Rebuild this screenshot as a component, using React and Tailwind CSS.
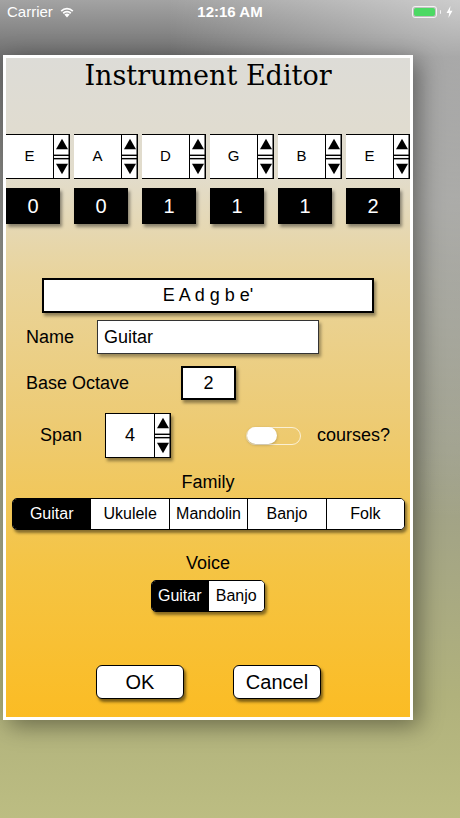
const STRINGS = [
  { note: "E", fret: "0" },
  { note: "A", fret: "0" },
  { note: "D", fret: "1" },
  { note: "G", fret: "1" },
  { note: "B", fret: "1" },
  { note: "E", fret: "2" },
];

const FAMILIES = ["Guitar", "Ukulele", "Mandolin", "Banjo", "Folk"];
const VOICES = ["Guitar", "Banjo"];

function Stepper({ className = "" }) {
  return (
    <svg className={className} viewBox="0 0 16 45" preserveAspectRatio="none" aria-hidden>
      <rect x="0" y="0" width="16" height="45" fill="#fff" />
      <path d="M8 4 L14 15 L2 15 Z" fill="#000" />
      <rect x="0" y="20.5" width="16" height="1.5" fill="#000" />
      <rect x="0" y="24" width="16" height="1.5" fill="#000" />
      <path d="M2 30 L14 30 L8 41 Z" fill="#000" />
      <rect x="14.5" y="0" width="1.5" height="45" fill="#000" />
    </svg>
  );
}

function Wifi() {
  return (
    <svg className="h-[12px] w-[16px]" viewBox="0 0 16 12" aria-hidden>
      <path d="M8 11.5 L5.4 8.6 A3.8 3.8 0 0 1 10.6 8.6 Z" fill="#fff" />
      <path d="M3.6 6.6 A6.4 6.4 0 0 1 12.4 6.6 L11.2 7.9 A4.7 4.7 0 0 0 4.8 7.9 Z" fill="#fff" />
      <path d="M1.6 4.4 A9.2 9.2 0 0 1 14.4 4.4 L13.2 5.7 A7.5 7.5 0 0 0 2.8 5.7 Z" fill="#fff" />
    </svg>
  );
}

function Segmented({ items, selected, className = "", itemClass = "" }) {
  return (
    <div
      className={`flex overflow-hidden rounded-[5px] border border-black bg-white shadow-[2px_3px_3px_rgba(0,0,0,0.45)] ${className}`}
    >
      {items.map((item, i) => (
        <div
          key={item}
          className={[
            "flex flex-1 items-center justify-center text-[16px]",
            i > 0 ? "border-l border-black" : "",
            i === selected ? "bg-black text-white" : "bg-white text-black",
            itemClass,
          ].join(" ")}
        >
          {item}
        </div>
      ))}
    </div>
  );
}

export default function App() {
  return (
    <div
      className="relative flex h-[818px] w-[460px] flex-col overflow-hidden bg-[radial-gradient(ellipse_at_top_right,rgba(255,255,255,0.45)_0%,rgba(255,255,255,0)_45%),linear-gradient(to_bottom,#a3a3a3_0%,#6f6f6f_7%,#8c8c88_25%,#9d9e8a_55%,#b0b17c_85%,#bcbd82_100%)] text-black"
      style={{ fontFamily: '"Liberation Sans", Arial, sans-serif' }}
    >
      {/* status bar */}
      <div className="relative flex h-[24px] items-center px-[7px] text-[15px] text-white">
        <div className="flex items-center gap-[6px]">
          <span>Carrier</span>
          <Wifi />
        </div>
        <span className="absolute left-1/2 -translate-x-1/2 font-semibold">12:16 AM</span>
        <div className="ml-auto flex items-center gap-[3px]">
          <div className="flex h-[12px] w-[25px] items-center rounded-[3px] border border-white/80 p-[1px]">
            <div className="h-full w-full rounded-[2px] bg-[#4cd964]" />
          </div>
          <div className="h-[4px] w-[1.5px] rounded-r bg-white/80" />
          <svg className="ml-[2px] h-[12px] w-[7px]" viewBox="0 0 7 12" aria-hidden>
            <path d="M4.5 0 L0.5 7 L3.2 7 L2.4 12 L6.5 4.8 L3.8 4.8 Z" fill="#fff" />
          </svg>
        </div>
      </div>

      {/* editor panel */}
      <div className="ml-[3px] mt-[31px] h-[665px] w-[410px] border-[3px] border-white shadow-[6px_6px_22px_rgba(0,0,0,0.4)]">
        <div className="flex h-full w-full flex-col overflow-hidden bg-[linear-gradient(to_bottom,#dddcd7_0%,#e2dccb_18%,#e9d49c_33%,#edcb74_55%,#f5c443_78%,#fbbc24_100%)]">
          <h1
            className="flex h-[34px] items-center justify-center text-[27px] leading-none"
            style={{ fontFamily: '"DejaVu Serif", "Liberation Serif", serif' }}
          >
            Instrument Editor
          </h1>

          {/* string notes with steppers */}
          <div className="mt-[42px] flex h-[45px] gap-[4px]">
            {STRINGS.map((s, i) => (
              <div key={i} className="flex h-full w-[64px] shrink-0">
                <div className="flex w-[48px] items-center justify-center border-y border-r-[1.5px] border-black bg-white text-[15px]">
                  {s.note}
                </div>
                <Stepper className="h-full w-[16px] border-y border-black" />
              </div>
            ))}
          </div>

          {/* fret numbers */}
          <div className="mt-[9px] flex h-[36px] gap-[14px]">
            {STRINGS.map((s, i) => (
              <div
                key={i}
                className="flex w-[54px] shrink-0 items-center justify-center bg-black text-[20px] text-white shadow-[2px_3px_3px_rgba(0,0,0,0.4)]"
              >
                {s.fret}
              </div>
            ))}
          </div>

          {/* tuning */}
          <div className="ml-[36px] mt-[54px] flex h-[35px] w-[332px] items-center justify-center border-2 border-black bg-white text-[18px] shadow-[2px_3px_3px_rgba(0,0,0,0.4)]">
            E A d g b e'
          </div>

          {/* name */}
          <div className="mt-[7px] flex h-[34px] items-center">
            <span className="w-[91px] pl-[20px] text-[18px]">Name</span>
            <div className="flex h-full w-[222px] items-center border border-[#333] bg-white pl-[6px] text-[18px] shadow-[2px_3px_3px_rgba(0,0,0,0.35)]">
              Guitar
            </div>
          </div>

          {/* base octave */}
          <div className="mt-[12px] flex h-[34px] items-center">
            <span className="w-[175px] pl-[20px] text-[18px]">Base Octave</span>
            <div className="flex h-full w-[55px] items-center justify-center border-2 border-black bg-white text-[18px] shadow-[2px_3px_3px_rgba(0,0,0,0.4)]">
              2
            </div>
          </div>

          {/* span + courses */}
          <div className="mt-[13px] flex h-[45px] items-center">
            <span className="w-[99px] pl-[34px] text-[18px]">Span</span>
            <div className="flex h-full shadow-[2px_3px_3px_rgba(0,0,0,0.4)]">
              <div className="flex w-[50px] items-center justify-center border-y border-l border-r-[1.5px] border-black bg-white text-[18px]">
                4
              </div>
              <Stepper className="h-full w-[16px] border-y border-black" />
            </div>
            <div className="ml-[75px] flex h-[18px] w-[55px] items-center rounded-full border border-white/70">
              <div className="h-[17px] w-[30px] rounded-full bg-white shadow-[0_1px_3px_rgba(0,0,0,0.25)]" />
            </div>
            <span className="ml-[16px] text-[18px]">courses?</span>
          </div>

          {/* family */}
          <div className="mt-[13px] text-center text-[18px] leading-[22px]">Family</div>
          <Segmented
            items={FAMILIES}
            selected={0}
            className="ml-[6px] mt-[5px] h-[32px] w-[393px]"
          />

          {/* voice */}
          <div className="mt-[22px] text-center text-[18px] leading-[22px]">Voice</div>
          <Segmented
            items={VOICES}
            selected={0}
            className="ml-[145px] mt-[6px] h-[32px] w-[114px]"
          />

          {/* buttons */}
          <div className="mt-[53px] flex h-[34px]">
            <button className="ml-[90px] w-[88px] rounded-[6px] border border-black bg-white text-[20px] shadow-[2px_3px_3px_rgba(0,0,0,0.5)]">
              OK
            </button>
            <button className="ml-[49px] w-[88px] rounded-[6px] border border-black bg-white text-[20px] shadow-[2px_3px_3px_rgba(0,0,0,0.5)]">
              Cancel
            </button>
          </div>
        </div>
      </div>
    </div>
  );
}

* * * *

[Given task]
Omitting all images, print the listing exactly.

[The solution]
Rebuild this screenshot as a component, using React and Tailwind CSS.
const STRINGS = [
  { note: "E", fret: "0" },
  { note: "A", fret: "0" },
  { note: "D", fret: "1" },
  { note: "G", fret: "1" },
  { note: "B", fret: "1" },
  { note: "E", fret: "2" },
];

const FAMILIES = ["Guitar", "Ukulele", "Mandolin", "Banjo", "Folk"];
const VOICES = ["Guitar", "Banjo"];

function Stepper({ className = "" }) {
  return (
    <svg className={className} viewBox="0 0 16 45" preserveAspectRatio="none" aria-hidden>
      <rect x="0" y="0" width="16" height="45" fill="#fff" />
      <path d="M8 4 L14 15 L2 15 Z" fill="#000" />
      <rect x="0" y="20.5" width="16" height="1.5" fill="#000" />
      <rect x="0" y="24" width="16" height="1.5" fill="#000" />
      <path d="M2 30 L14 30 L8 41 Z" fill="#000" />
      <rect x="14.5" y="0" width="1.5" height="45" fill="#000" />
    </svg>
  );
}

function Wifi() {
  return (
    <svg className="h-[12px] w-[16px]" viewBox="0 0 16 12" aria-hidden>
      <path d="M8 11.5 L5.4 8.6 A3.8 3.8 0 0 1 10.6 8.6 Z" fill="#fff" />
      <path d="M3.6 6.6 A6.4 6.4 0 0 1 12.4 6.6 L11.2 7.9 A4.7 4.7 0 0 0 4.8 7.9 Z" fill="#fff" />
      <path d="M1.6 4.4 A9.2 9.2 0 0 1 14.4 4.4 L13.2 5.7 A7.5 7.5 0 0 0 2.8 5.7 Z" fill="#fff" />
    </svg>
  );
}

function Segmented({ items, selected, className = "", itemClass = "" }) {
  return (
    <div
      className={`flex overflow-hidden rounded-[5px] border border-black bg-white shadow-[2px_3px_3px_rgba(0,0,0,0.45)] ${className}`}
    >
      {items.map((item, i) => (
        <div
          key={item}
          className={[
            "flex flex-1 items-center justify-center text-[16px]",
            i > 0 ? "border-l border-black" : "",
            i === selected ? "bg-black text-white" : "bg-white text-black",
            itemClass,
          ].join(" ")}
        >
          {item}
        </div>
      ))}
    </div>
  );
}

export default function App() {
  return (
    <div
      className="relative flex h-[818px] w-[460px] flex-col overflow-hidden bg-[radial-gradient(ellipse_at_top_right,rgba(255,255,255,0.45)_0%,rgba(255,255,255,0)_45%),linear-gradient(to_bottom,#a3a3a3_0%,#6f6f6f_7%,#8c8c88_25%,#9d9e8a_55%,#b0b17c_85%,#bcbd82_100%)] text-black"
      style={{ fontFamily: '"Liberation Sans", Arial, sans-serif' }}
    >
      {/* status bar */}
      <div className="relative flex h-[24px] items-center px-[7px] text-[15px] text-white">
        <div className="flex items-center gap-[6px]">
          <span>Carrier</span>
          <Wifi />
        </div>
        <span className="absolute left-1/2 -translate-x-1/2 font-semibold">12:16 AM</span>
        <div className="ml-auto flex items-center gap-[3px]">
          <div className="flex h-[12px] w-[25px] items-center rounded-[3px] border border-white/80 p-[1px]">
            <div className="h-full w-full rounded-[2px] bg-[#4cd964]" />
          </div>
          <div className="h-[4px] w-[1.5px] rounded-r bg-white/80" />
          <svg className="ml-[2px] h-[12px] w-[7px]" viewBox="0 0 7 12" aria-hidden>
            <path d="M4.5 0 L0.5 7 L3.2 7 L2.4 12 L6.5 4.8 L3.8 4.8 Z" fill="#fff" />
          </svg>
        </div>
      </div>

      {/* editor panel */}
      <div className="ml-[3px] mt-[31px] h-[665px] w-[410px] border-[3px] border-white shadow-[6px_6px_22px_rgba(0,0,0,0.4)]">
        <div className="flex h-full w-full flex-col overflow-hidden bg-[linear-gradient(to_bottom,#dddcd7_0%,#e2dccb_18%,#e9d49c_33%,#edcb74_55%,#f5c443_78%,#fbbc24_100%)]">
          <h1
            className="flex h-[34px] items-center justify-center text-[27px] leading-none"
            style={{ fontFamily: '"DejaVu Serif", "Liberation Serif", serif' }}
          >
            Instrument Editor
          </h1>

          {/* string notes with steppers */}
          <div className="mt-[42px] flex h-[45px] gap-[4px]">
            {STRINGS.map((s, i) => (
              <div key={i} className="flex h-full w-[64px] shrink-0">
                <div className="flex w-[48px] items-center justify-center border-y border-r-[1.5px] border-black bg-white text-[15px]">
                  {s.note}
                </div>
                <Stepper className="h-full w-[16px] border-y border-black" />
              </div>
            ))}
          </div>

          {/* fret numbers */}
          <div className="mt-[9px] flex h-[36px] gap-[14px]">
            {STRINGS.map((s, i) => (
              <div
                key={i}
                className="flex w-[54px] shrink-0 items-center justify-center bg-black text-[20px] text-white shadow-[2px_3px_3px_rgba(0,0,0,0.4)]"
              >
                {s.fret}
              </div>
            ))}
          </div>

          {/* tuning */}
          <div className="ml-[36px] mt-[54px] flex h-[35px] w-[332px] items-center justify-center border-2 border-black bg-white text-[18px] shadow-[2px_3px_3px_rgba(0,0,0,0.4)]">
            E A d g b e'
          </div>

          {/* name */}
          <div className="mt-[7px] flex h-[34px] items-center">
            <span className="w-[91px] pl-[20px] text-[18px]">Name</span>
            <div className="flex h-full w-[222px] items-center border border-[#333] bg-white pl-[6px] text-[18px] shadow-[2px_3px_3px_rgba(0,0,0,0.35)]">
              Guitar
            </div>
          </div>

          {/* base octave */}
          <div className="mt-[12px] flex h-[34px] items-center">
            <span className="w-[175px] pl-[20px] text-[18px]">Base Octave</span>
            <div className="flex h-full w-[55px] items-center justify-center border-2 border-black bg-white text-[18px] shadow-[2px_3px_3px_rgba(0,0,0,0.4)]">
              2
            </div>
          </div>

          {/* span + courses */}
          <div className="mt-[13px] flex h-[45px] items-center">
            <span className="w-[99px] pl-[34px] text-[18px]">Span</span>
            <div className="flex h-full shadow-[2px_3px_3px_rgba(0,0,0,0.4)]">
              <div className="flex w-[50px] items-center justify-center border-y border-l border-r-[1.5px] border-black bg-white text-[18px]">
                4
              </div>
              <Stepper className="h-full w-[16px] border-y border-black" />
            </div>
            <div className="ml-[75px] flex h-[18px] w-[55px] items-center rounded-full border border-white/70">
              <div className="h-[17px] w-[30px] rounded-full bg-white shadow-[0_1px_3px_rgba(0,0,0,0.25)]" />
            </div>
            <span className="ml-[16px] text-[18px]">courses?</span>
          </div>

          {/* family */}
          <div className="mt-[13px] text-center text-[18px] leading-[22px]">Family</div>
          <Segmented
            items={FAMILIES}
            selected={0}
            className="ml-[6px] mt-[5px] h-[32px] w-[393px]"
          />

          {/* voice */}
          <div className="mt-[22px] text-center text-[18px] leading-[22px]">Voice</div>
          <Segmented
            items={VOICES}
            selected={0}
            className="ml-[145px] mt-[6px] h-[32px] w-[114px]"
          />

          {/* buttons */}
          <div className="mt-[53px] flex h-[34px]">
            <button className="ml-[90px] w-[88px] rounded-[6px] border border-black bg-white text-[20px] shadow-[2px_3px_3px_rgba(0,0,0,0.5)]">
              OK
            </button>
            <button className="ml-[49px] w-[88px] rounded-[6px] border border-black bg-white text-[20px] shadow-[2px_3px_3px_rgba(0,0,0,0.5)]">
              Cancel
            </button>
          </div>
        </div>
      </div>
    </div>
  );
}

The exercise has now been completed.